The U.S. special envoy for Sudan, Andrew Natsios, returned to that country Friday in a new effort to expedite deployment of an upgraded peacekeeping force for the Darfur region. The proposed hybrid African Union and United Nations force remains under-subscribed. VOA's David Gollust reports from the State Department.
Officials here say Ambassador Natsios will spend as many as ten days in Sudan, meeting with officials of the Khartoum government and visiting Darfur, where security conditions are said to be again deteriorating.
Under an agreement reached last November with Sudan, a 20,000-member joint force of United Nations and African Union troops is to be sent to Darfur to replace an under-funded and poorly equipped A.U. observer mission.
Though the Sudanese government of President Omar el-Bashir nominally accepted the three-phased deployment late last year, it has since been sending mixed signals about whether it will admit the troops.
Sudan's good faith cannot be put to the test until the United Nations raises the requisite number of troops, and thus far that process is lagging and far behind schedule.
At a news briefing, State Department Spokesman Sean McCormack said the Bush administration is pressing on two fronts -- to get Sudan to admit the troops, and to get would-be peacekeeping countries to confirm their contributions.
He said, "We are pushing on the Sudanese, we as well as others, to make sure those forces are able to deploy in the areas they need to deploy to, and push on the Sudanese to do everything that they can to stop the violence and implement the Darfur peace agreement."
"But there's also an international aspect to this and we encourage the U.N. to work with more dispatch, and we also encourage member states to step up and meet the request that the U.N. has outstanding for more troops," he added.
Natsios, the former head of the U.S. Agency for International Development, last visited Sudan in December.
His mission more recently took him to China, where he urged the Beijing government to use its considerable economic leverage with Sudan to help speed deployment of the peacekeepers.
The latest Natsios visit follows an unprecedented move by the International Criminal Court in the Hague, the I.C.C., which Tuesday charged a Sudanese government official and an Arab militia leader with a string of war crimes in Darfur.
The Bush administration opposed the creation of the I.C.C. because of jurisdictional concerns.

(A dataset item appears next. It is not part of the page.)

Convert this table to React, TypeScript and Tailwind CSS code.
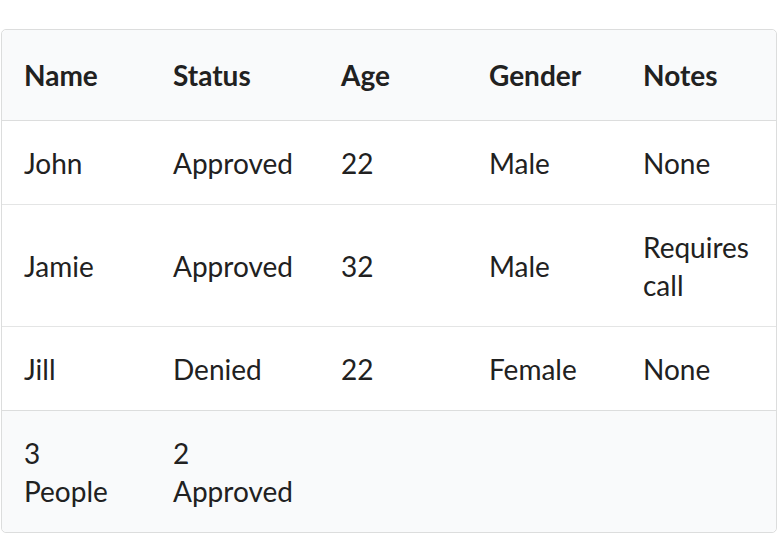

But last year it endorsed the court's role in prosecuting war crimes in Darfur, which the State Department said in 2004 amounted to genocide.
The Darfur conflict erupted in 2003 with an uprising by local rebels. The Khartoum government responded by backing Arab militias in a scorched-earth campaign against rebels and perceived supporters that has left more than 200,000 villagers dead and made more than two million homeless.
The head of the A.U. mission in Darfur said Friday security in the western Sudanese region was again deteriorating, with violence blamed on inter-tribal rivalries, militia attacks, and common banditry.